Director Tom Hooper certainly had the courage of his convictions. A film adaptation of
Cameron Mackintosh and Claude Michel Schonberg's beloved stage musical "Les
Miserables" had been in development hell since the mid 1980s. The pieces for a
successful film adaptation never quite came together. A non-musical adaptation of
Victor Hugo's novel starring Liam Neeson and Uma Thurman came out in 1998, but that
film was sub-par at best.
Hooper assembled a cast that doesn't seem
like the best fit for a musical, including Hugh
Jackman, Russell Crowe and Anne Hathaway,
none of which, to my knowledge, are trained
singers. He then decided that these actors,
as well as everyone else in the cast, would
sing live, instead of lip-synching to studio-
prerecorded tracks. I had not known that
movie musicals typically did it this way, and
that singing live was a new and scary thing.
This element would heighten emotion for
the audience. This idea is superb and will
show to be a game-changer for movie musicals. Each actor's performance is more
intimate and personal than they would have been otherwise. Hooper really wants the
viewer to connect emotionally with these characters, and for the most part, we connect
with these people deeply.
"Les Mis" follows Jean Valjean (Jackman), a man who was jailed for nineteen years for
stealing a loaf of bread for his starving family - five years for the theft, and thereafter for
subsequent attempts to escape. He breaks his parole, and police inspector Javert
(Crowe) dedicates his life to imprisoning Valjean again. Valjean comes across Fantine
(Hathaway), an unwed mother who, after unjustly losing her job, is degraded to the
point of no return, being forced to sell her hair, her teeth, her body and her dignity.
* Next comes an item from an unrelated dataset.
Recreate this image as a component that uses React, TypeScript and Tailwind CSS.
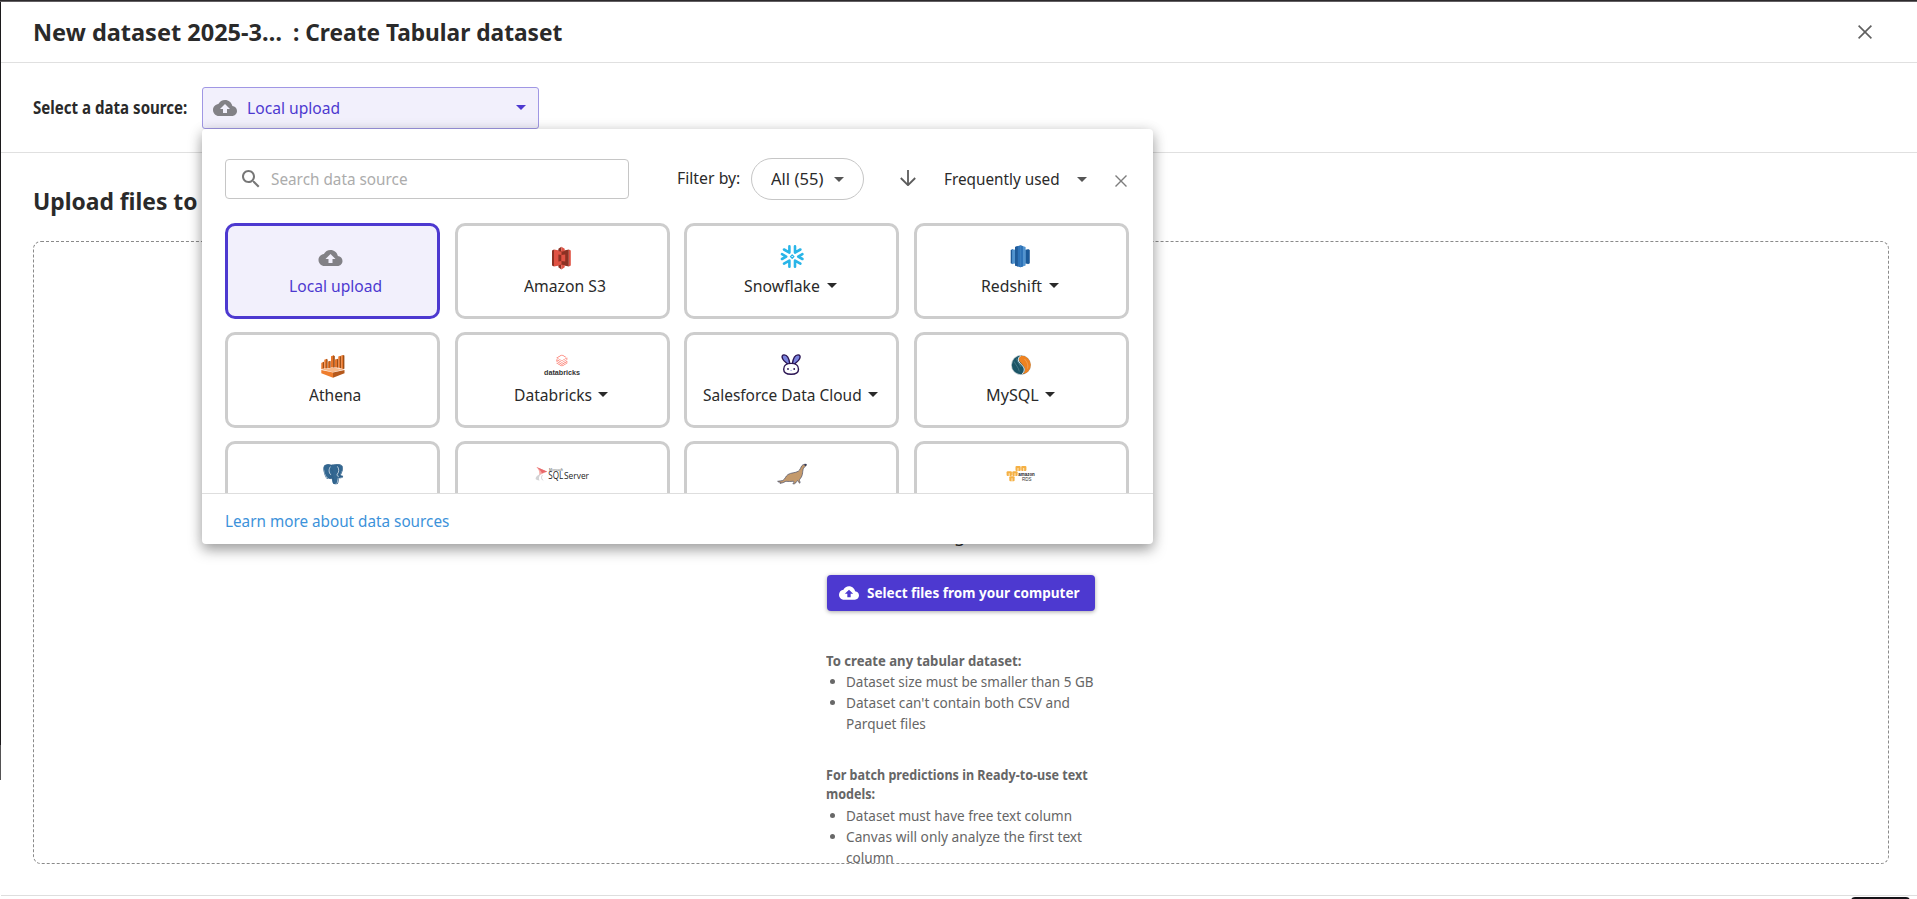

Valjean promises Fantine that he will raise her daughter Cosette as his own, in her
absence. Valjean then saves Cosette from the Thenardiers(Sacha Baron Cohen and
Helena Bonham Carter, pairing up in their second movie musical), neglectful guardians
and scheming inkeepers, and the story picks up years later, where Cosette is a young
woman (Amanda Seyfried), living mostly in peace. A young revolutionary Marius (Eddie
Redmayne) falls in love with her. The Thenardier's destitute biological daughter Eponine
has a hopeless and unrequited love for Marius. These young characters dive headfirst
into what would become a very important part of the French Revolution.